Saturday, September 20, 2008

take the time to find out something about these artists: vivian springford, howard mehring, thomas downing, leon berkowitz and albert stadler. these are the painters exhibited in "color field revisited", at gary snyder/project space. springford, in particular, grabbed my attention. her work, violent, organic, heroic (in scale and intention) offered some of the boldest color and execution i've seen this year.

i'll be very honest in saying that (with the exception of berkowitz) i'd never heard of these artists. somehow their legacies coasted along under the radar these past decades. i've mentioned before the reality of artists toiling in the harsh solitude demanded of the painter, never to gain recognition, let alone the contemporary accoutrement of financial security. it's our lot in life. some combine the luck with the talent and some just get lucky.

some don't...

later that night we checked out a party for novelist, francis levy and his book, erotomania: a romance. the bash was held at the museum of sex on 5th avenue, a fitting venue given levy's subject matter. levy is a large man with a large mustache (a muscular ford maddox ford, if you will...). each thursday morning, i can look forward to sweat and spit flying off that mustache as a large overhand right makes contact with my collar bone or chin. in the clinch, levy sports a fine uppercut...

i'm half way through my copy. so far the cast of characters include a hatian/german stripper who studied architecture, dance and french theater, but found that, "...the esthetic rewards of the classical stage didn't justify the near-poverty conditions", and a hooker withwhom the protagonist discusses Rilke's "letters to a young poet".

it's easy to cast about comparisons in the discussion of literary matters. when a writer takes on the subject of sexuality, it's really easy. fine. here are some names for you: bukowski, bataille and genet. but levy adds the sharp intellectual edge of a real new yorker to his prose. and bataille and genet aren't funny.

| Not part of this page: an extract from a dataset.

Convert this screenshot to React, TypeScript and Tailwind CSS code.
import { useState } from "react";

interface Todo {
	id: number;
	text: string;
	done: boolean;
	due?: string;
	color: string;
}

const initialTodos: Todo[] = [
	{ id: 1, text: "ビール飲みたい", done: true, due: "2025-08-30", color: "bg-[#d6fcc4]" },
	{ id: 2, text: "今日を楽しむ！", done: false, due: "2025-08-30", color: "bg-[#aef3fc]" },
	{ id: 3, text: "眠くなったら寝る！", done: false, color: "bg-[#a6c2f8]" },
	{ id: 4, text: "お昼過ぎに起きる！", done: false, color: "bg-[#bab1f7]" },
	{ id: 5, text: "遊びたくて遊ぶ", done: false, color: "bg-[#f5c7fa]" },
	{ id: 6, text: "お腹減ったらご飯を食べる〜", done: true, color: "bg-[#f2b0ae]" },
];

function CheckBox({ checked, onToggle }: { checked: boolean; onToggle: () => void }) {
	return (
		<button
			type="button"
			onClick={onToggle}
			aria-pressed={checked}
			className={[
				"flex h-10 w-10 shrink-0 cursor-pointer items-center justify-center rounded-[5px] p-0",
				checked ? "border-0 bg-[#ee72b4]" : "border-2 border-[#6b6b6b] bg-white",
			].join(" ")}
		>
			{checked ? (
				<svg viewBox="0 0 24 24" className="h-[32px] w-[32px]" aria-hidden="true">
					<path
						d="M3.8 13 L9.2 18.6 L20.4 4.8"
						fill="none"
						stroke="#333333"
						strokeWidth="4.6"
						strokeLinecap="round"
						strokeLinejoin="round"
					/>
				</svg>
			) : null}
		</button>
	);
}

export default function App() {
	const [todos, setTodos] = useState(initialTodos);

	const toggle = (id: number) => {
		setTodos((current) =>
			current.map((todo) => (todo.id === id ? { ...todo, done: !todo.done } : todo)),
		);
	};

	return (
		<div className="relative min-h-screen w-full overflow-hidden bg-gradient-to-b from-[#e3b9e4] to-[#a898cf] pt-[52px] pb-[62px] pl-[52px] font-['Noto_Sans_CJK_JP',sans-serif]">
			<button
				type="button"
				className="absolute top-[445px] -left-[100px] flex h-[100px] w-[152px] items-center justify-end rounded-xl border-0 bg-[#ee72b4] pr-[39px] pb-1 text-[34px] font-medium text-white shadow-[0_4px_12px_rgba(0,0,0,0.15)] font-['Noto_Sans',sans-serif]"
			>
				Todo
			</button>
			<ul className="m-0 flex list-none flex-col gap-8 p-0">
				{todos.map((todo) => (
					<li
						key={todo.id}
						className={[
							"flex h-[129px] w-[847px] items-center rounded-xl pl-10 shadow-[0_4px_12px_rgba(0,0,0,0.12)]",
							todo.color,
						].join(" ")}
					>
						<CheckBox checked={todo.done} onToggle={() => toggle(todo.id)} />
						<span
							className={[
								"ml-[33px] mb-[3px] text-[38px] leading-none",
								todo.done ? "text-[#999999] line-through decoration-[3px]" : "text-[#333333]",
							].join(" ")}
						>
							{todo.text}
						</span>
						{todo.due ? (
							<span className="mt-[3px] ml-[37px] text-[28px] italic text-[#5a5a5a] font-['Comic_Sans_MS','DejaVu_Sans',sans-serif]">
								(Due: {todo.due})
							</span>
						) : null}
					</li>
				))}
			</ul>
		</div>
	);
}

Friday, September 19, 2008

this one might get interrupted... in any event it was a week of culture. thankfully... tuesday night i checked out the opening at gary snyder/project space. historical, stain based painting from the late 60's, early 70's era. good stuff.... i'll go more into this show later, after a bit of research. suffice to say, major paintings were lost to the pantheon and certain painters never got there due.

the highlight, however, was walking into gary's office and seeing a stoic, yet dynamic horizontal piece by the artist, john griefen. this piece stopped me (and the artist james austin murray) in our tracks. a bony white, the work (as a fool, i have no title) arrested the space and the wall and, obviously, my eye. this is the monochrome taken to it's potential, and driven home. period... easily, one of the stronger pieces seen this year.

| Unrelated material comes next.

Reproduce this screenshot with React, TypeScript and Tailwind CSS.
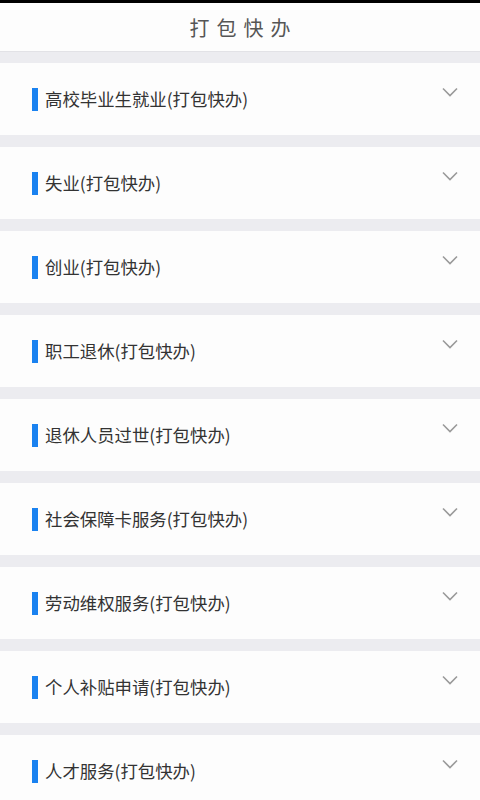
import React from "react";

const items = [
  "高校毕业生就业(打包快办)",
  "失业(打包快办)",
  "创业(打包快办)",
  "职工退休(打包快办)",
  "退休人员过世(打包快办)",
  "社会保障卡服务(打包快办)",
  "劳动维权服务(打包快办)",
  "个人补贴申请(打包快办)",
  "人才服务(打包快办)",
];

const Chevron = () => (
  <svg width="16" height="10" viewBox="0 0 16 10" fill="none">
    <path d="M1 1.5 L8 8.5 L15 1.5" stroke="#9a9a9a" strokeWidth="1.6" />
  </svg>
);

export default function App() {
  return (
    <div
      className="w-[480px] h-[800px] overflow-hidden bg-[#ececf0]"
      style={{ fontFamily: '"Noto Sans CJK SC", "Noto Sans", sans-serif' }}
    >
      <div className="h-[3px] bg-black" />
      <div className="h-[49px] bg-[#fdfdfd] flex items-center justify-center border-b border-[#e2e2e6]">
        <span className="text-[20px] tracking-[7px] pl-[7px] pt-[1px] text-[#555555]">打包快办</span>
      </div>
      <div className="flex flex-col gap-[12px] pt-[11px]">
        {items.map((title, i) => (
          <div key={i} className="h-[72px] bg-[#fdfdfd] flex items-center pl-[32px] pr-[22px]">
            <div className="w-[6px] h-[23px] bg-[#1a82f0]" />
            <span className="ml-[7px] text-[17.4px] text-[#333333] leading-none flex-1 pb-[1px]">{title}</span>
            <div className="self-start mt-[24px]">
              <Chevron />
            </div>
          </div>
        ))}
      </div>
    </div>
  );
}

Monday, September 15, 2008

this day of training, and the rest of the week, will be dedicated to the memory of Evan Tanner-- warrior-poet, traveler, adventurer and seeker. Tanner was also a former UFC middleweight champion of the world. he died last week, in the desert of southern california. his body was found a week to this day. 

the sheriff said it was exposure to the elements.

and we are less because of this loss. 

Tanner was the real thing. i have been shaken to the core by this tragic news... but, perhaps, there is some poetry to this-- Rimbaud died running guns in africa...

as a man involved in pugilism and grappling of various forms, as well as the asian martial arts, the news  of Tanner's passing was painful. 

as an artist and man of letters, it was more so. 

i believe in saints. but the ones i believe in are never recognized...

i raise this glass of cold vodka to you, Evan.
many thanks...

Sunday, September 7, 2008

i never thought i'd be a part of the gentrification of LIC (a once great neighborhood in west queens, across the river from manhattan. it was once a small town, idependent of the CITY, you walked the streets and ran into people you knew, you went to the irish pub and ate and got drunk and the girls knew you so it was ok... you walked along vernon blvd. and always loved the view of the city but didn't think about it coming after you and then you get evicted for luxury condos and the world changes but not much and you end up in brooklyn and LIC and all the fun and all the rest seems long, long ago), but i guess i am now... i stood out on the balcony of an apartment along the river on the 26th floor and looked east to see the very window of my old factory loft studio in LIC. behind me, on the wall hung a 6x5 painting, birthed in that studio, long gone, but still, mere blocks away. it (the painting) had come home...

strange. strange indeed.... in any event, we ate a couple of rabbits and drank cote du rhone and now i have a commission for a piece for the dining room.

bruno said he liked to challenge me.
very well...
bring it on.

Wednesday, September 3, 2008

i wrapped 2 of the pieces sold and my art handling guy (eliot markel, via transport) made the delivery this afternoon. and i put some more paint and (finally) gesso, on the 20x20's...

its good to have this momentum going into the art season.
its good to be able to make work and come home and enjoy being home.
its good to know that there are people out there
waiting to see what you have come up with
and loving it when you show them what the hours have brought out.
its good to sit in a chair and look at the stuff tossed about the studio.
you pick up a book and read a few pages;
you listen to music (bill evans);
you scratch some charcoal into a drawing and sit back down
and the sounds of an old building creak under you
and you feel like an artist.

Monday, September 1, 2008

sold 3 big pieces out of the studio on saturday afternoon... my collectors, bruno and agnes theirry, moved back to NYC from paris and picked up 2 paintings. their friend, catherine, got another. that feels good, the drought being broken... strange how collectors never have checkbooks with them in the studio.
no problem. none at all...

got the grounds finished on 12 20x20 canvases. they could be a large grid-- not sure yet. we'll see.

but, yeah, 3 paintings sold-- it feels good. real good.